Do this ▸ All of the lines below are to be transcribed faithfully, with pictures excluded from the copy.
▬▬▬▬▬▬▬▬▬▬
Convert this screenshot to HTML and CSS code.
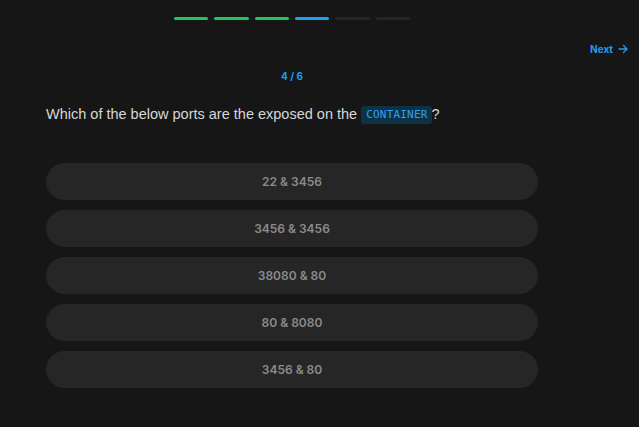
FILE: index.html
```html
<!DOCTYPE html>
<html>
<head>
<meta charset="utf-8">
<link rel="stylesheet" href="styles.css">
</head>
<body>
<div class="page">
  <div class="column">
    <div class="progress">
      <span class="seg done"></span>
      <span class="seg done"></span>
      <span class="seg done"></span>
      <span class="seg current"></span>
      <span class="seg"></span>
      <span class="seg"></span>
    </div>
  </div>
  <div class="next-row">
    <a class="next">Next
      <svg width="10" height="10" viewBox="0 0 10 10"><path d="M1 5H9M5.5 1.5L9 5L5.5 8.5" fill="none" stroke="currentColor" stroke-width="1.3" stroke-linecap="round" stroke-linejoin="round"/></svg>
    </a>
  </div>
  <div class="column">
    <div class="counter">4 / 6</div>
    <p class="question">Which of the below ports are the exposed on the <code class="code">CONTAINER</code>?</p>
    <div class="options">
      <button class="option">22 &amp; 3456</button>
      <button class="option">3456 &amp; 3456</button>
      <button class="option">38080 &amp; 80</button>
      <button class="option">80 &amp; 8080</button>
      <button class="option">3456 &amp; 80</button>
    </div>
  </div>
</div>
</body>
</html>
```
FILE: styles.css
```css
html, body {
  margin: 0;
  background: #161616;
}
body {
  font-family: Inter, "Liberation Sans", sans-serif;
  width: 639px;
  height: 427px;
  overflow: hidden;
}
.page {
  padding-top: 17px;
}
.column {
  width: 492px;
  margin-left: 46px;
}
.progress {
  display: flex;
  gap: 6px;
  width: 236px;
  margin: 0 auto;
}
.seg {
  flex: 1;
  height: 3px;
  border-radius: 2px;
  background: #262626;
}
.seg.done { background: #22c55e; }
.seg.current { background: #1ea1f2; }
.next-row {
  display: flex;
  justify-content: flex-end;
  padding-right: 11px;
  margin-top: 22px;
}
.next {
  display: flex;
  align-items: center;
  gap: 5px;
  color: #1e9df0;
  font-size: 10px;
  font-weight: 700;
  line-height: 14px;
}
.counter {
  margin-top: 13px;
  text-align: center;
  color: #1e9df0;
  font-size: 10px;
  font-weight: 700;
  line-height: 14px;
}
.question {
  margin: 21px 0 0;
  font-family: "Liberation Sans", Arial, sans-serif;
  font-size: 14.5px;
  line-height: 20px;
  color: #d6d6d6;
}
.code {
  display: inline-block;
  font-family: "DejaVu Sans Mono", "Liberation Mono", monospace;
  font-size: 11px;
  letter-spacing: 0.2px;
  line-height: 18px;
  padding: 0 4px 0 5px;
  border-radius: 3px;
  background: #0d3247;
  color: #2ea2ee;
  vertical-align: 1px;
}
.options {
  margin-top: 39px;
  display: flex;
  flex-direction: column;
  gap: 10px;
}
.option {
  height: 37px;
  border: 0;
  border-radius: 19px;
  background: #262626;
  color: #8b8b8b;
  font-family: Inter, "Liberation Sans", sans-serif;
  font-size: 12px;
  font-weight: 600;
  padding: 0;
}
```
▬▬▬▬▬▬▬▬▬▬
Answer to this exercise ▸
Convert this screenshot to HTML and CSS code.
FILE: index.html
```html
<!DOCTYPE html>
<html>
<head>
<meta charset="utf-8">
<link rel="stylesheet" href="styles.css">
</head>
<body>
<div class="page">
  <div class="column">
    <div class="progress">
      <span class="seg done"></span>
      <span class="seg done"></span>
      <span class="seg done"></span>
      <span class="seg current"></span>
      <span class="seg"></span>
      <span class="seg"></span>
    </div>
  </div>
  <div class="next-row">
    <a class="next">Next
      <svg width="10" height="10" viewBox="0 0 10 10"><path d="M1 5H9M5.5 1.5L9 5L5.5 8.5" fill="none" stroke="currentColor" stroke-width="1.3" stroke-linecap="round" stroke-linejoin="round"/></svg>
    </a>
  </div>
  <div class="column">
    <div class="counter">4 / 6</div>
    <p class="question">Which of the below ports are the exposed on the <code class="code">CONTAINER</code>?</p>
    <div class="options">
      <button class="option">22 &amp; 3456</button>
      <button class="option">3456 &amp; 3456</button>
      <button class="option">38080 &amp; 80</button>
      <button class="option">80 &amp; 8080</button>
      <button class="option">3456 &amp; 80</button>
    </div>
  </div>
</div>
</body>
</html>
```
FILE: styles.css
```css
html, body {
  margin: 0;
  background: #161616;
}
body {
  font-family: Inter, "Liberation Sans", sans-serif;
  width: 639px;
  height: 427px;
  overflow: hidden;
}
.page {
  padding-top: 17px;
}
.column {
  width: 492px;
  margin-left: 46px;
}
.progress {
  display: flex;
  gap: 6px;
  width: 236px;
  margin: 0 auto;
}
.seg {
  flex: 1;
  height: 3px;
  border-radius: 2px;
  background: #262626;
}
.seg.done { background: #22c55e; }
.seg.current { background: #1ea1f2; }
.next-row {
  display: flex;
  justify-content: flex-end;
  padding-right: 11px;
  margin-top: 22px;
}
.next {
  display: flex;
  align-items: center;
  gap: 5px;
  color: #1e9df0;
  font-size: 10px;
  font-weight: 700;
  line-height: 14px;
}
.counter {
  margin-top: 13px;
  text-align: center;
  color: #1e9df0;
  font-size: 10px;
  font-weight: 700;
  line-height: 14px;
}
.question {
  margin: 21px 0 0;
  font-family: "Liberation Sans", Arial, sans-serif;
  font-size: 14.5px;
  line-height: 20px;
  color: #d6d6d6;
}
.code {
  display: inline-block;
  font-family: "DejaVu Sans Mono", "Liberation Mono", monospace;
  font-size: 11px;
  letter-spacing: 0.2px;
  line-height: 18px;
  padding: 0 4px 0 5px;
  border-radius: 3px;
  background: #0d3247;
  color: #2ea2ee;
  vertical-align: 1px;
}
.options {
  margin-top: 39px;
  display: flex;
  flex-direction: column;
  gap: 10px;
}
.option {
  height: 37px;
  border: 0;
  border-radius: 19px;
  background: #262626;
  color: #8b8b8b;
  font-family: Inter, "Liberation Sans", sans-serif;
  font-size: 12px;
  font-weight: 600;
  padding: 0;
}
```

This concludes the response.